Students to protest OSAP changes on campus

Protest scheduled to take place at University and Union

The protest will take place at noon on Tuesday, Jan. 22. 
Credit: 
Journal File Photo

Last Thursday, Ontario’s government released sweeping changes to OSAP—and on Tuesday Queen’s students will take to University and Union to protest the decision.

Following the Ford government’s announced changes to the Ontario Student Assistance Program, students Samantha Hartmann, ArtSci ’19, and Lucas Borchenko, ArtSci ’21, have organized a protest at the corner of University and Union for noon on Jan. 22.

Although the province’s revised program will include a 10 per cent cut to all post-secondary tuition in Ontario, students have expressed concerns over revisions to the OSAP system. 

The free tuition grant program will be eliminated, alongside the six-month interest-free grace period. Cutting the grant program means that no student, regardless of income, will be entirely covered by OSAP, and axing the grace period means students will have to start paying interest on loans immediately after graduation.

Within 45 minutes of the government’s Jan.17 press release, Hartmann and Borchenko created a Facebook page for the protest and were active in publicizing the event across social media.

“We kind of saw this coming with all the other changes that came with the Ford government,” Hartmann told The Journal in an interview.

According to Borchenko, other student groups at universities across Ontario, including the University of Toronto, McMaster, Ryerson, Guelph, and Laurier—as well as high school students in Toronto—have been active in the wake of the announcement.

Ahead of the Queen’s protest, red felt squares will be distributed for students to wear.

“The red square is a show in solidarity with students around the province who are seeing their tuition go up because of the OSAP cuts,” Borchenko said. “It was what was used in the 2012 Quebec protests when they saw their tuition increase.”

However, Hartmann said there are students with negative commentary about the protest, arguing that the new changes improve the OSAP system.

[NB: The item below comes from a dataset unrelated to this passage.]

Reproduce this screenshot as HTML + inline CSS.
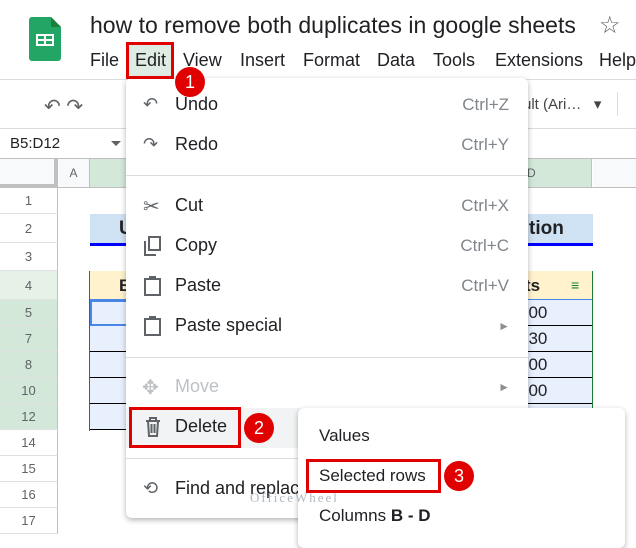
<!DOCTYPE html>
<html><head><style>
*{margin:0;padding:0;box-sizing:border-box}
body{width:636px;height:536px;overflow:hidden;background:#fff;font-family:"Liberation Sans",Arial,sans-serif;position:relative;color:#202124}
.a{position:absolute}
.rn{position:absolute;left:0;width:58px;text-align:center;font-size:13px;color:#5f6368;border-bottom:1px solid #e0e0e0;border-right:1px solid #c0c0c0}
.mi{position:absolute;left:175px;font-size:18px;color:#202124}
.sc{position:absolute;right:127px;font-size:17px;color:#80868b;text-align:right}
.badge{position:absolute;width:30px;height:30px;border-radius:50%;background:#e00000;color:#fff;font-size:18px;text-align:center;line-height:30px}
.red{position:absolute;border:3px solid #e00000}
.cell{position:absolute;left:89px;width:504px;border-bottom:1px solid #000;background:#e8f0fe;font-size:17px}
.m{position:absolute;top:50px;font-size:18px;white-space:nowrap}
</style></head><body>
<svg class="a" style="left:29px;top:17px" width="32" height="44" viewBox="0 0 32 44"><path d="M3 0h19l10 10v31a3 3 0 0 1-3 3H3a3 3 0 0 1-3-3V3a3 3 0 0 1 3-3z" fill="#23a566"/><path d="M22 0l10 10H22z" fill="#188038"/><rect x="7" y="17" width="18" height="12" fill="#fff"/><rect x="9" y="19" width="6" height="3" fill="#23a566"/><rect x="17" y="19" width="6" height="3" fill="#23a566"/><rect x="9" y="24" width="6" height="3" fill="#23a566"/><rect x="17" y="24" width="6" height="3" fill="#23a566"/></svg>
<div class="a" style="left:90px;top:12px;font-size:23px;white-space:nowrap">how to remove both duplicates in google sheets</div>
<div class="a" style="left:599px;top:11px;font-size:24px;color:#5f6368">☆</div>
<div class="a" style="left:128px;top:44px;width:44px;height:33px;background:#dfece3"></div>
<div class="m" style="left:90px">File</div>
<div class="m" style="left:135px">Edit</div>
<div class="m" style="left:183px">View</div>
<div class="m" style="left:240px">Insert</div>
<div class="m" style="left:303px">Format</div>
<div class="m" style="left:377px">Data</div>
<div class="m" style="left:433px">Tools</div>
<div class="m" style="left:495px">Extensions</div>
<div class="m" style="left:599px">Help</div>
<div class="a" style="left:0;top:79px;width:636px;height:1px;background:#dadce0"></div>
<div class="a" style="left:44px;top:94px;font-size:20px;color:#5f6368">↶ ↷</div>
<div class="a" style="left:523px;top:95px;font-size:15px;color:#444">ult (Ari…&nbsp;&nbsp;&nbsp;▾</div>
<div class="a" style="left:617px;top:92px;width:1px;height:24px;background:#dadce0"></div>
<div class="a" style="left:0;top:128px;width:636px;height:1px;background:#dadce0"></div>
<div class="a" style="left:10px;top:135px;font-size:15px">B5:D12</div>
<div class="a" style="left:111px;top:141px;border:5px solid transparent;border-top-color:#5f6368"></div>
<div class="a" style="left:0;top:158px;width:636px;height:1px;background:#c0c0c0"></div>
<div class="a" style="left:0;top:159px;width:58px;height:29px;background:#f8f9fa;border-right:4px solid #c0c0c0;border-bottom:4px solid #c0c0c0"></div>
<div class="a" style="left:58px;top:159px;width:32px;height:29px;background:#f8f9fa;border-right:1px solid #c0c0c0;text-align:center;font-size:12px;line-height:29px;color:#5f6368">A</div>
<div class="a" style="left:90px;top:159px;width:502px;height:29px;background:#d3e8d9;border-right:1px solid #c0c0c0;font-size:12px;line-height:29px;color:#5f6368"><span style="position:absolute;left:437px">D</span></div>
<div class="a" style="left:593px;top:159px;width:43px;height:29px;background:#f8f9fa"></div>
<div class="a" style="left:0;top:187px;width:636px;height:1px;background:#c0c0c0"></div>
<div class="rn" style="top:188px;height:26px;line-height:26px">1</div>
<div class="rn" style="top:214px;height:29px;line-height:29px">2</div>
<div class="rn" style="top:243px;height:28px;line-height:28px">3</div>
<div class="rn" style="top:271px;height:29px;line-height:29px;background:#e6f1e8">4</div>
<div class="rn" style="top:300px;height:26px;line-height:26px;background:#d3e8d9">5</div>
<div class="rn" style="top:326px;height:26px;line-height:26px;background:#d3e8d9">7</div>
<div class="rn" style="top:352px;height:26px;line-height:26px;background:#d3e8d9">8</div>
<div class="rn" style="top:378px;height:26px;line-height:26px;background:#d3e8d9">10</div>
<div class="rn" style="top:404px;height:26px;line-height:26px;background:#d3e8d9">12</div>
<div class="rn" style="top:430px;height:26px;line-height:26px">14</div>
<div class="rn" style="top:456px;height:26px;line-height:26px">15</div>
<div class="rn" style="top:482px;height:26px;line-height:26px">16</div>
<div class="rn" style="top:508px;height:26px;line-height:26px">17</div>
<div class="a" style="left:90px;top:214px;width:503px;height:30px;background:#cfe2f3;font-size:19px;font-weight:bold;line-height:30px"><span style="position:absolute;left:29px">U</span><span style="position:absolute;left:439px">tion</span></div>
<div class="a" style="left:90px;top:243px;width:503px;height:3px;background:#0000ff"></div>
<div class="a" style="left:89px;top:271px;width:504px;height:29px;background:#fff2cc;border-bottom:1px solid #4a86e8;font-size:17px;font-weight:bold;line-height:29px"><span style="position:absolute;left:30px">B</span><span style="position:absolute;left:436px">ts</span><span style="position:absolute;left:482px;color:#188038;font-weight:normal;font-size:14px">≡</span></div>
<div class="cell" style="top:300px;height:26px;line-height:26px"><span style="position:absolute;left:430px">000</span></div>
<div class="cell" style="top:326px;height:26px;line-height:26px"><span style="position:absolute;left:430px">330</span></div>
<div class="cell" style="top:352px;height:26px;line-height:26px"><span style="position:absolute;left:430px">000</span></div>
<div class="cell" style="top:378px;height:26px;line-height:26px"><span style="position:absolute;left:430px">000</span></div>
<div class="cell" style="top:404px;height:26px"></div>
<div class="a" style="left:89px;top:271px;width:1px;height:160px;background:#1e7b34"></div>
<div class="a" style="left:592px;top:271px;width:1px;height:160px;background:#1e7b34"></div>
<div class="a" style="left:90px;top:300px;width:40px;height:26px;border:2px solid #4a86e8"></div>
<div class="a" style="left:126px;top:78px;width:402px;height:440px;background:#fff;border-radius:6px;box-shadow:0 2px 6px rgba(0,0,0,.3)"></div>
<div class="a" style="left:126px;top:408px;width:402px;height:40px;background:#f1f3f4"></div>
<div class="a" style="left:126px;top:175px;width:402px;height:1px;background:#dadce0"></div>
<div class="a" style="left:126px;top:357px;width:402px;height:1px;background:#dadce0"></div>
<div class="a" style="left:126px;top:458px;width:402px;height:1px;background:#dadce0"></div>
<div class="a" style="left:143px;top:94px;font-size:18px;color:#5f6368">↶</div>
<div class="a" style="left:143px;top:134px;font-size:18px;color:#5f6368">↷</div>
<div class="a" style="left:143px;top:194px;font-size:20px;color:#5f6368">✂</div>
<svg class="a" style="left:144px;top:236px" width="18" height="20"><rect x="5" y="1" width="11" height="13" fill="none" stroke="#5f6368" stroke-width="2"/><path d="M1 5v14h11" fill="none" stroke="#5f6368" stroke-width="2"/></svg>
<svg class="a" style="left:144px;top:276px" width="18" height="20"><rect x="1" y="3" width="15" height="16" fill="none" stroke="#5f6368" stroke-width="2"/><rect x="5" y="0" width="7" height="4" fill="#5f6368"/></svg>
<svg class="a" style="left:144px;top:316px" width="18" height="20"><rect x="1" y="3" width="15" height="16" fill="none" stroke="#5f6368" stroke-width="2"/><rect x="5" y="0" width="7" height="4" fill="#5f6368"/></svg>
<div class="a" style="left:142px;top:375px;font-size:20px;color:#bdc1c6">✥</div>
<svg class="a" style="left:145px;top:417px" width="16" height="20"><path d="M1 4h14M5 4V1h6v3M3 4l1 15h8l1-15M6.5 7v9M9.5 7v9" fill="none" stroke="#5f6368" stroke-width="2"/></svg>
<div class="a" style="left:143px;top:478px;font-size:18px;color:#5f6368">⟲</div>
<div class="mi" style="top:94px">Undo</div><div class="sc" style="top:95px">Ctrl+Z</div>
<div class="mi" style="top:134px">Redo</div><div class="sc" style="top:135px">Ctrl+Y</div>
<div class="mi" style="top:195px">Cut</div><div class="sc" style="top:196px">Ctrl+X</div>
<div class="mi" style="top:235px">Copy</div><div class="sc" style="top:236px">Ctrl+C</div>
<div class="mi" style="top:275px">Paste</div><div class="sc" style="top:276px">Ctrl+V</div>
<div class="mi" style="top:315px">Paste special</div><div class="sc" style="top:319px;font-size:12px;color:#909090;right:126px">►</div>
<div class="mi" style="top:376px;color:#bdc1c6">Move</div><div class="sc" style="top:380px;font-size:12px;color:#909090;right:126px">►</div>
<div class="mi" style="top:416px">Delete</div>
<div class="mi" style="top:478px;white-space:nowrap">Find and replac</div>
<div class="a" style="left:298px;top:408px;width:327px;height:140px;background:#fff;border-radius:6px;box-shadow:0 2px 6px rgba(0,0,0,.3)"></div>
<div class="a" style="left:319px;top:426px;font-size:17px">Values</div>
<div class="a" style="left:319px;top:466px;font-size:17px">Selected rows</div>
<div class="a" style="left:319px;top:506px;font-size:17px">Columns <b>B - D</b></div>
<div class="a" style="left:250px;top:490px;font-size:13px;letter-spacing:2px;color:#b0b8c0;font-family:'Liberation Serif',serif">OfficeWheel</div>
<div class="red" style="left:126px;top:42px;width:48px;height:37px"></div>
<div class="badge" style="left:175px;top:67px">1</div>
<div class="red" style="left:129px;top:407px;width:112px;height:41px"></div>
<div class="badge" style="left:244px;top:413px">2</div>
<div class="red" style="left:306px;top:459px;width:135px;height:34px"></div>
<div class="badge" style="left:444px;top:461px">3</div>
</body></html>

Regardless, the event has gained traction. At the time of the interview, according to Hartmann, the Facebook event had over a thousand people listed as interested, with over three hundred marked as going.

Hartmann hopes the protest won’t be the end of students’ efforts—post-protest events have already been lined up and will be announced shortly, she said.  

For students unable to attend Tuesday protest, Hartmann and Borchenko plan on circulating a petition the same day. In addition, they plan to release a draft letter that students can mail to their MPP’s. They will be attaching a contact list for every MPP in Ontario alongside the letter so that students have easy access to that information.

“People can send emails or phone calls and make sure that their local representative knows that this is an important issue to them,” Borchenko said. “On the campus, I hope that we send the university a message that we really care about OSAP.”